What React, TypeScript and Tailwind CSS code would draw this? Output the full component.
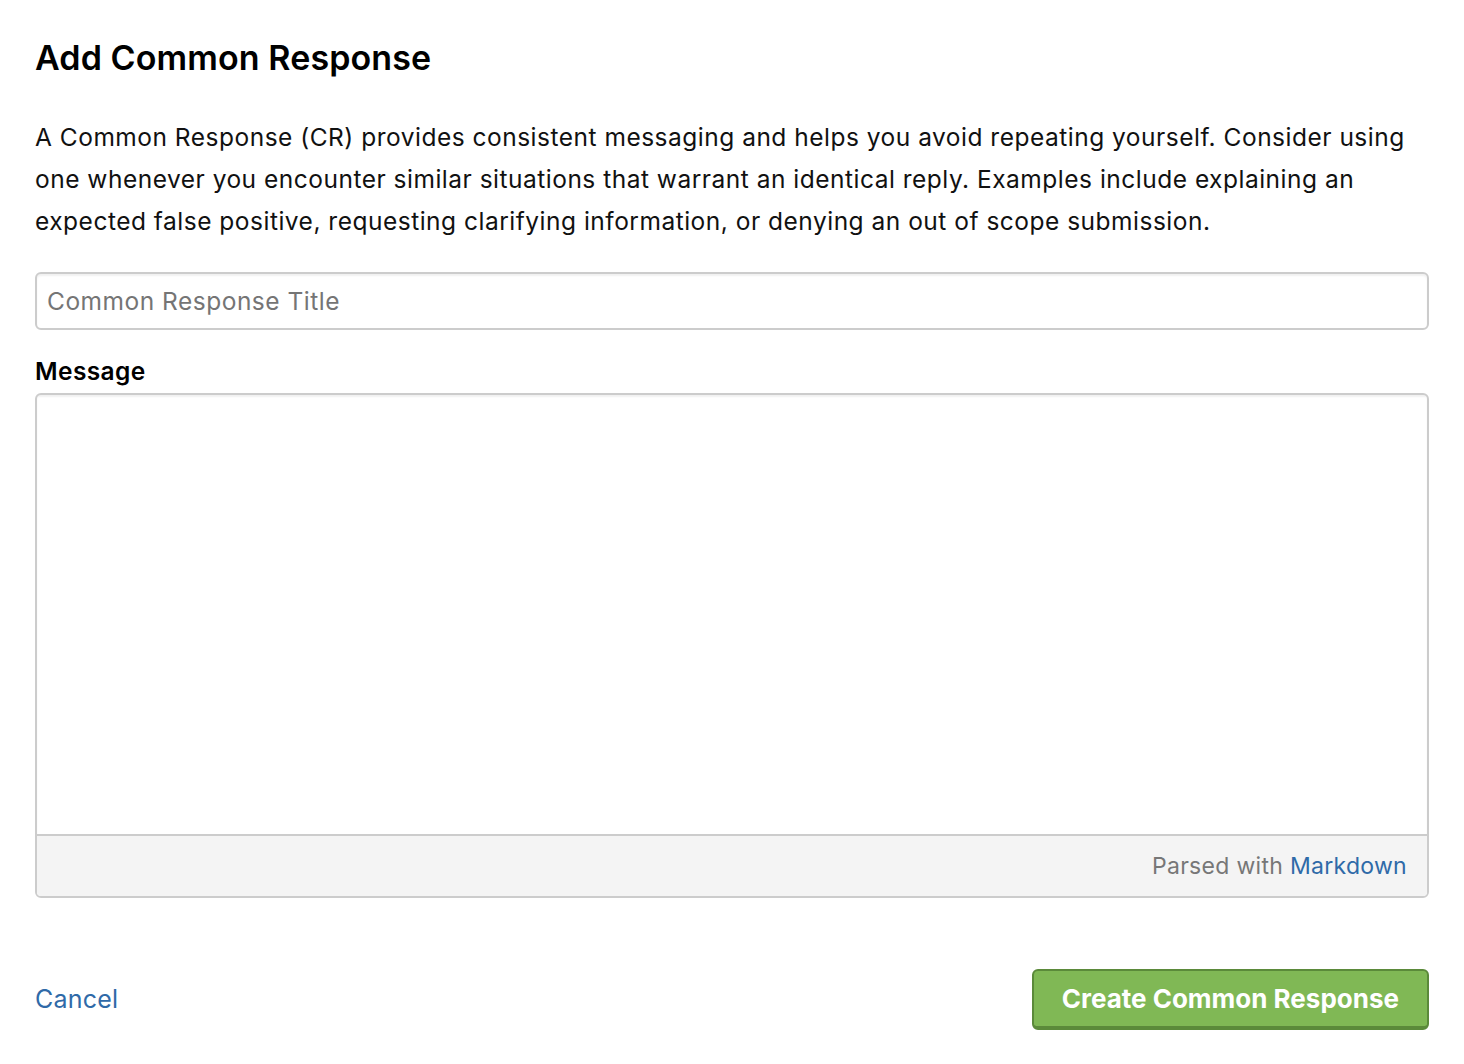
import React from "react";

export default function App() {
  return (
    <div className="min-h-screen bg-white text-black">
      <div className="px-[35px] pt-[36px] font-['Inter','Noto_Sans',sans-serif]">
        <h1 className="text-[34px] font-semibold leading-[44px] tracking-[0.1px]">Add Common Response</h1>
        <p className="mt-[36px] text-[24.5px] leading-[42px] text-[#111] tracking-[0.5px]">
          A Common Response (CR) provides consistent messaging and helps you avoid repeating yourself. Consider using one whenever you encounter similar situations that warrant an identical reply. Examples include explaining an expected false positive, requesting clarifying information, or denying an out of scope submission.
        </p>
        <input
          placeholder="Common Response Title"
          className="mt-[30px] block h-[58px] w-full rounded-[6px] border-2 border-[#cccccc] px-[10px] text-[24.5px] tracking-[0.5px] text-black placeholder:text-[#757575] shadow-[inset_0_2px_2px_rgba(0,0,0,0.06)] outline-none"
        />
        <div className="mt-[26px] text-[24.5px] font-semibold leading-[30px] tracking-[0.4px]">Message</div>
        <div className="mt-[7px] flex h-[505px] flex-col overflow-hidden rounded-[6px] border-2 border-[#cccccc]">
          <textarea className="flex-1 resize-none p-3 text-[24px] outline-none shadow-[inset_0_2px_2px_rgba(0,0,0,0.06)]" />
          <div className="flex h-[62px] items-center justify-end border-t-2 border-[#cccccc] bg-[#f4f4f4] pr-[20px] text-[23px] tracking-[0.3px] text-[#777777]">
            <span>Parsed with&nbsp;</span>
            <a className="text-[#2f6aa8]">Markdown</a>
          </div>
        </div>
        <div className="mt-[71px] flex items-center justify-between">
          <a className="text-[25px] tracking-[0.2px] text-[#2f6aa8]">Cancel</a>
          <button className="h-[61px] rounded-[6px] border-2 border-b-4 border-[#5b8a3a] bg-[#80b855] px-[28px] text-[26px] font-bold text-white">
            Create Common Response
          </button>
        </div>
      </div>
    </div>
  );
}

┄┄┄┄┄┄┄┄┄┄┄┄┄┄┄┄┄┄┄┄

▸ **Written exercise**: Reproduce only the lines from the beginning of the data through the line that contains "import React from", both included, and please drop the pictures.

▸ **Worked answer**:
What React, TypeScript and Tailwind CSS code would draw this? Output the full component.
import React from "react";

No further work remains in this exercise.